Case 3: An economy where nominal interest rates are zero but expected to rise above zero in the future.
In that case, a central bank should engage in “level targeting”, by committing to return to the target path for nominal spending once interest rates rise above zero. Research by people like Paul Krugman, Michael Woodford and Gauti Eggertsson has shown that this sort of forward guidance is the optimal policy at the zero lower bound for interest rates, when the liquidity trap is not permanent.
Once again, however, this is all a moot point for China, where nominal interest rates are still positive. Chinese policymakers should look at the mistakes made in the US and Europe, and avoid going down the same road.
READER COMMENTS
Thomas L Hutcheson
Dec 17 2023 at 11:05pm
Absolutely correct, but I’d make one amendment: The cost benefit analysis that governments do is affected by monetary policy and whether it is or is not at the moment achieving its target. If the economy is in recession and the central bank has not yet managed to get inflation (or NGDP, if that is one target variable) up to a level to restore full employment, some spending will pass a cost benefit test (I prefer to think of a NPV>0 test) that would not pass when employment and inflation are on target. [And vice versa. If inflation is over target some things will fail the test that would pass when inflation and employment are on target.]A government that acted in this way would appear to be doing “Keynesian” economics.
Robert EV
Dec 18 2023 at 2:53pm
Given the lag time in appropriations to actual dollars in pockets isn’t spending typically a guess as to what will be needed at various points in the future?
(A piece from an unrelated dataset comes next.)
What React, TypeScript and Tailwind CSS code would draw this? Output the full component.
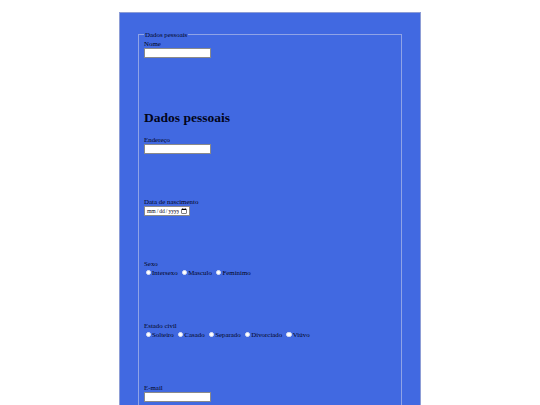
import React from "react";

const serif = "font-['Liberation_Serif','Times_New_Roman',serif]";

function TextField({ label }: { label: string }) {
  return (
    <div className="h-[62px]">
      <label className="block text-[6.9px] leading-[9px]">{label}</label>
      <input
        type="text"
        className="block w-[67px] h-[10px] bg-white border border-[#8a8a8a] text-[6px] outline-none"
      />
    </div>
  );
}

function RadioGroup({ label, name, options }: { label: string; name: string; options: string[] }) {
  return (
    <div className="h-[62px]">
      <label className="block text-[6.9px] leading-[9px]">{label}</label>
      <div className="flex items-center text-[6.9px] leading-[9px]">
        {options.map((o) => (
          <label key={o} className="flex items-center mr-[2.5px]">
            <input
              type="radio"
              name={name}
              className="appearance-none w-[5.5px] h-[5.5px] rounded-full bg-white border-[0.5px] border-[#dfe4f5] ml-[1.5px] mr-[1px] m-0"
            />
            <span>{o}</span>
          </label>
        ))}
      </div>
    </div>
  );
}

export default function App() {
  return (
    <div className={`min-h-[405px] bg-white ${serif} text-[#02051a]`}>
      <div className="pt-[12px]">
        <div className="mx-auto w-[302px] h-[420px] bg-[#4169e1] border border-[#8d9dd6] px-[18px] pt-[17px]">
          <fieldset className="border border-[#8fa3e6] px-[5px] pb-[10px] h-[400px]">
            <legend className="px-[1px] text-[6.9px] leading-[9px]">Dados pessoais</legend>
            <TextField label="Nome" />
            <h2 className="font-bold text-[13.5px] leading-[14px] mt-[10px] mb-[10px]">Dados pessoais</h2>
            <TextField label="Endereço" />
            <div className="h-[62px]">
              <label className="block text-[6.9px] leading-[9px]">Data de nascimento</label>
              <input
                type="date"
                className="block w-[46px] h-[10px] bg-white border border-[#8a8a8a] text-[5.6px] leading-[8px] p-0 pl-[1px]"
              />
            </div>
            <RadioGroup label="Sexo" name="sexo" options={["Intersexo", "Masculo", "Feminimo"]} />
            <RadioGroup
              label="Estado civil"
              name="civil"
              options={["Solteiro", "Casado", "Separado", "Divorciado", "Viúvo"]}
            />
            <TextField label="E-mail" />
          </fieldset>
        </div>
      </div>
    </div>
  );
}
Monetary policy would thus be more flexible and should thus be the part of the system which adapts to fiscal policy, regardless of what’s actually going on.
Robert EV
Dec 18 2023 at 2:55pm
Though I guess when taken to an extreme this would be a recipe for an eventually complete government-driven demand economy.
Thomas L Hutcheson
Dec 23 2023 at 8:41am
Yes, but that is implicit in the NPV analysis of any expenditure. It would not be wise to undertake an expenditure with a long build out period just because today’s borrowing cost and MC/price differential are “favorable.” Put the laid-off policeman back to work, not build another Hover Dam.
Matthias
Dec 18 2023 at 7:31am
Yes, the thought experiment of buying up all the assets in the world really shows why monetary policy can always raise inflation. (And that the inability to raise inflation would actually be an awesome ability for any money issuing institution to have.)
Scott Sumner
Dec 18 2023 at 4:10pm
Yes, just imagine if sub-Saharan countries in Africa had that ability!
vince
Dec 18 2023 at 3:55pm
The fact that there aren’t infinite quantities of foreign assets?
vince
Dec 18 2023 at 3:58pm
Is that a first-best policy?
Scott Sumner
Dec 18 2023 at 4:09pm
The first best policy is probably a NGDP growth target that is high enough where they don’t have to buy back the entire stock of public debt. Say at least 4%, with level targeting.